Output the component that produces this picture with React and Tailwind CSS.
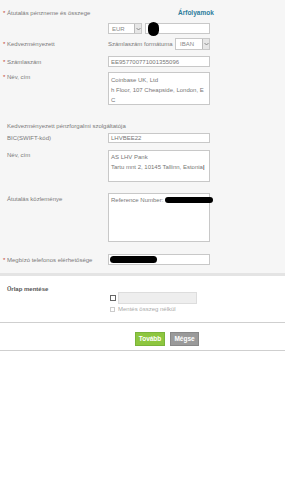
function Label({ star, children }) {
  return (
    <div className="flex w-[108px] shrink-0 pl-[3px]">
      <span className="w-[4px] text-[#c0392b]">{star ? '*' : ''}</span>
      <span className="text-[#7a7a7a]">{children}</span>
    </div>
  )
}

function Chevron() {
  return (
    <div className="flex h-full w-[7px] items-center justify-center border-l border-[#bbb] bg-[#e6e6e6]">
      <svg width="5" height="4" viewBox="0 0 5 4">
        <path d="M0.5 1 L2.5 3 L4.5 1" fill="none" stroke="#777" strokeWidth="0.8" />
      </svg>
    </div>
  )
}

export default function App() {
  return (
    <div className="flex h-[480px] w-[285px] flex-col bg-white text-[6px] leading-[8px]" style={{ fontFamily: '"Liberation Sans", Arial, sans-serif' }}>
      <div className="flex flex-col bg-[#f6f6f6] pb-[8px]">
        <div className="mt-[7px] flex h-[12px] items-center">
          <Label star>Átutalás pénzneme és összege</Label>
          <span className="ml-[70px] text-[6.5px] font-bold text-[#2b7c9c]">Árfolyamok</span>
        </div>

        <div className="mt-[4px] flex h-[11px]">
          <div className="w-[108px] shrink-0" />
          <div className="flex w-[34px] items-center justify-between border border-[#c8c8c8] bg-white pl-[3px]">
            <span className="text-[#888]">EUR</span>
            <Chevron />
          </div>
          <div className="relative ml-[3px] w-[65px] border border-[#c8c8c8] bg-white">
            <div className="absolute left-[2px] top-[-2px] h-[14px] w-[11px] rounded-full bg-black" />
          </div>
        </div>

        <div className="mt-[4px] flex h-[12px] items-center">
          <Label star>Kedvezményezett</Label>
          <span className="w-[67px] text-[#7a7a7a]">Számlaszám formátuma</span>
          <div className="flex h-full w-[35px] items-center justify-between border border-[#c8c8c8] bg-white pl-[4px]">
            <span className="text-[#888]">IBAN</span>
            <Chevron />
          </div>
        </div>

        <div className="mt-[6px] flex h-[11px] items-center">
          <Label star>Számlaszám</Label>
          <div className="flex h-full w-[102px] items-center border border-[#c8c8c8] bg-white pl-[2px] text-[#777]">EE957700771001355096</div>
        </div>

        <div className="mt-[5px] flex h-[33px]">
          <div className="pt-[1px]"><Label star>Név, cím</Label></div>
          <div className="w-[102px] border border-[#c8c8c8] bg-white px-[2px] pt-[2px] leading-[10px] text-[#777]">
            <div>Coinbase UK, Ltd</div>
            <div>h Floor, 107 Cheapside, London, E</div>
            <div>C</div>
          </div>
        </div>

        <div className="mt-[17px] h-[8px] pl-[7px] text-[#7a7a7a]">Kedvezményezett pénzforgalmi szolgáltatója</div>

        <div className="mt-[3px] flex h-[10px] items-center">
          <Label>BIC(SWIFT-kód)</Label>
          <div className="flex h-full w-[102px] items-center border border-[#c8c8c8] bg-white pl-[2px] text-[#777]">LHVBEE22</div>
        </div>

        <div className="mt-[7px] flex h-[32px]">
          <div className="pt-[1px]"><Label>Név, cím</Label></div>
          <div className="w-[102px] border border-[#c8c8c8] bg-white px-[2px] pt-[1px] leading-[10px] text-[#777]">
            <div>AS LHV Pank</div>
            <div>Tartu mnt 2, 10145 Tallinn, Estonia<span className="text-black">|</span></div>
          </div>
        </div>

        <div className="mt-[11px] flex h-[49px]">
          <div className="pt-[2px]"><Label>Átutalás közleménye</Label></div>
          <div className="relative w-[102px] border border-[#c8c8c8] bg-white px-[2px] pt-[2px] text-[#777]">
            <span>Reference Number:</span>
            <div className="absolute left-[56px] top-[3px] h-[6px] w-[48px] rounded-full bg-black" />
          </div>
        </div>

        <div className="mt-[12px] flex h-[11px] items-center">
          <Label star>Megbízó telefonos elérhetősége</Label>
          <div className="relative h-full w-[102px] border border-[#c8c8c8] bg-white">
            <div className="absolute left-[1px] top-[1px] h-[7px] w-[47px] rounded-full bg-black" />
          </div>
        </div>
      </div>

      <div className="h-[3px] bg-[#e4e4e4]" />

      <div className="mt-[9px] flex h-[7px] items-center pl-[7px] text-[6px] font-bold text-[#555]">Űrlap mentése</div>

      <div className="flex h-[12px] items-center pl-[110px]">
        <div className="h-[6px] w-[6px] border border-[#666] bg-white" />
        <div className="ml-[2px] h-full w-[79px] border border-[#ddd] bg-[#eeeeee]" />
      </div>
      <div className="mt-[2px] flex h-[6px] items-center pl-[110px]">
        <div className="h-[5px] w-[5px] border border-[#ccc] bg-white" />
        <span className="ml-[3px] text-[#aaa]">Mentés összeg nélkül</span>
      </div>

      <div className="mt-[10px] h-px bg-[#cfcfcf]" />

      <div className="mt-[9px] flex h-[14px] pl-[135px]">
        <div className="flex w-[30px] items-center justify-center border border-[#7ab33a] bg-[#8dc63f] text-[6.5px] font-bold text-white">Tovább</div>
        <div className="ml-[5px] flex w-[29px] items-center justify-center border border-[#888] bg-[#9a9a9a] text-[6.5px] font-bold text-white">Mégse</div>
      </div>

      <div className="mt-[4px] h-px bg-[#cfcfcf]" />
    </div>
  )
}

........

• [PROBLEM TO WORK ON]: Leave out the pictures and output the rest of the material exactly as written.

• [COMPLETED TASK]:
Output the component that produces this picture with React and Tailwind CSS.
function Label({ star, children }) {
  return (
    <div className="flex w-[108px] shrink-0 pl-[3px]">
      <span className="w-[4px] text-[#c0392b]">{star ? '*' : ''}</span>
      <span className="text-[#7a7a7a]">{children}</span>
    </div>
  )
}

function Chevron() {
  return (
    <div className="flex h-full w-[7px] items-center justify-center border-l border-[#bbb] bg-[#e6e6e6]">
      <svg width="5" height="4" viewBox="0 0 5 4">
        <path d="M0.5 1 L2.5 3 L4.5 1" fill="none" stroke="#777" strokeWidth="0.8" />
      </svg>
    </div>
  )
}

export default function App() {
  return (
    <div className="flex h-[480px] w-[285px] flex-col bg-white text-[6px] leading-[8px]" style={{ fontFamily: '"Liberation Sans", Arial, sans-serif' }}>
      <div className="flex flex-col bg-[#f6f6f6] pb-[8px]">
        <div className="mt-[7px] flex h-[12px] items-center">
          <Label star>Átutalás pénzneme és összege</Label>
          <span className="ml-[70px] text-[6.5px] font-bold text-[#2b7c9c]">Árfolyamok</span>
        </div>

        <div className="mt-[4px] flex h-[11px]">
          <div className="w-[108px] shrink-0" />
          <div className="flex w-[34px] items-center justify-between border border-[#c8c8c8] bg-white pl-[3px]">
            <span className="text-[#888]">EUR</span>
            <Chevron />
          </div>
          <div className="relative ml-[3px] w-[65px] border border-[#c8c8c8] bg-white">
            <div className="absolute left-[2px] top-[-2px] h-[14px] w-[11px] rounded-full bg-black" />
          </div>
        </div>

        <div className="mt-[4px] flex h-[12px] items-center">
          <Label star>Kedvezményezett</Label>
          <span className="w-[67px] text-[#7a7a7a]">Számlaszám formátuma</span>
          <div className="flex h-full w-[35px] items-center justify-between border border-[#c8c8c8] bg-white pl-[4px]">
            <span className="text-[#888]">IBAN</span>
            <Chevron />
          </div>
        </div>

        <div className="mt-[6px] flex h-[11px] items-center">
          <Label star>Számlaszám</Label>
          <div className="flex h-full w-[102px] items-center border border-[#c8c8c8] bg-white pl-[2px] text-[#777]">EE957700771001355096</div>
        </div>

        <div className="mt-[5px] flex h-[33px]">
          <div className="pt-[1px]"><Label star>Név, cím</Label></div>
          <div className="w-[102px] border border-[#c8c8c8] bg-white px-[2px] pt-[2px] leading-[10px] text-[#777]">
            <div>Coinbase UK, Ltd</div>
            <div>h Floor, 107 Cheapside, London, E</div>
            <div>C</div>
          </div>
        </div>

        <div className="mt-[17px] h-[8px] pl-[7px] text-[#7a7a7a]">Kedvezményezett pénzforgalmi szolgáltatója</div>

        <div className="mt-[3px] flex h-[10px] items-center">
          <Label>BIC(SWIFT-kód)</Label>
          <div className="flex h-full w-[102px] items-center border border-[#c8c8c8] bg-white pl-[2px] text-[#777]">LHVBEE22</div>
        </div>

        <div className="mt-[7px] flex h-[32px]">
          <div className="pt-[1px]"><Label>Név, cím</Label></div>
          <div className="w-[102px] border border-[#c8c8c8] bg-white px-[2px] pt-[1px] leading-[10px] text-[#777]">
            <div>AS LHV Pank</div>
            <div>Tartu mnt 2, 10145 Tallinn, Estonia<span className="text-black">|</span></div>
          </div>
        </div>

        <div className="mt-[11px] flex h-[49px]">
          <div className="pt-[2px]"><Label>Átutalás közleménye</Label></div>
          <div className="relative w-[102px] border border-[#c8c8c8] bg-white px-[2px] pt-[2px] text-[#777]">
            <span>Reference Number:</span>
            <div className="absolute left-[56px] top-[3px] h-[6px] w-[48px] rounded-full bg-black" />
          </div>
        </div>

        <div className="mt-[12px] flex h-[11px] items-center">
          <Label star>Megbízó telefonos elérhetősége</Label>
          <div className="relative h-full w-[102px] border border-[#c8c8c8] bg-white">
            <div className="absolute left-[1px] top-[1px] h-[7px] w-[47px] rounded-full bg-black" />
          </div>
        </div>
      </div>

      <div className="h-[3px] bg-[#e4e4e4]" />

      <div className="mt-[9px] flex h-[7px] items-center pl-[7px] text-[6px] font-bold text-[#555]">Űrlap mentése</div>

      <div className="flex h-[12px] items-center pl-[110px]">
        <div className="h-[6px] w-[6px] border border-[#666] bg-white" />
        <div className="ml-[2px] h-full w-[79px] border border-[#ddd] bg-[#eeeeee]" />
      </div>
      <div className="mt-[2px] flex h-[6px] items-center pl-[110px]">
        <div className="h-[5px] w-[5px] border border-[#ccc] bg-white" />
        <span className="ml-[3px] text-[#aaa]">Mentés összeg nélkül</span>
      </div>

      <div className="mt-[10px] h-px bg-[#cfcfcf]" />

      <div className="mt-[9px] flex h-[14px] pl-[135px]">
        <div className="flex w-[30px] items-center justify-center border border-[#7ab33a] bg-[#8dc63f] text-[6.5px] font-bold text-white">Tovább</div>
        <div className="ml-[5px] flex w-[29px] items-center justify-center border border-[#888] bg-[#9a9a9a] text-[6.5px] font-bold text-white">Mégse</div>
      </div>

      <div className="mt-[4px] h-px bg-[#cfcfcf]" />
    </div>
  )
}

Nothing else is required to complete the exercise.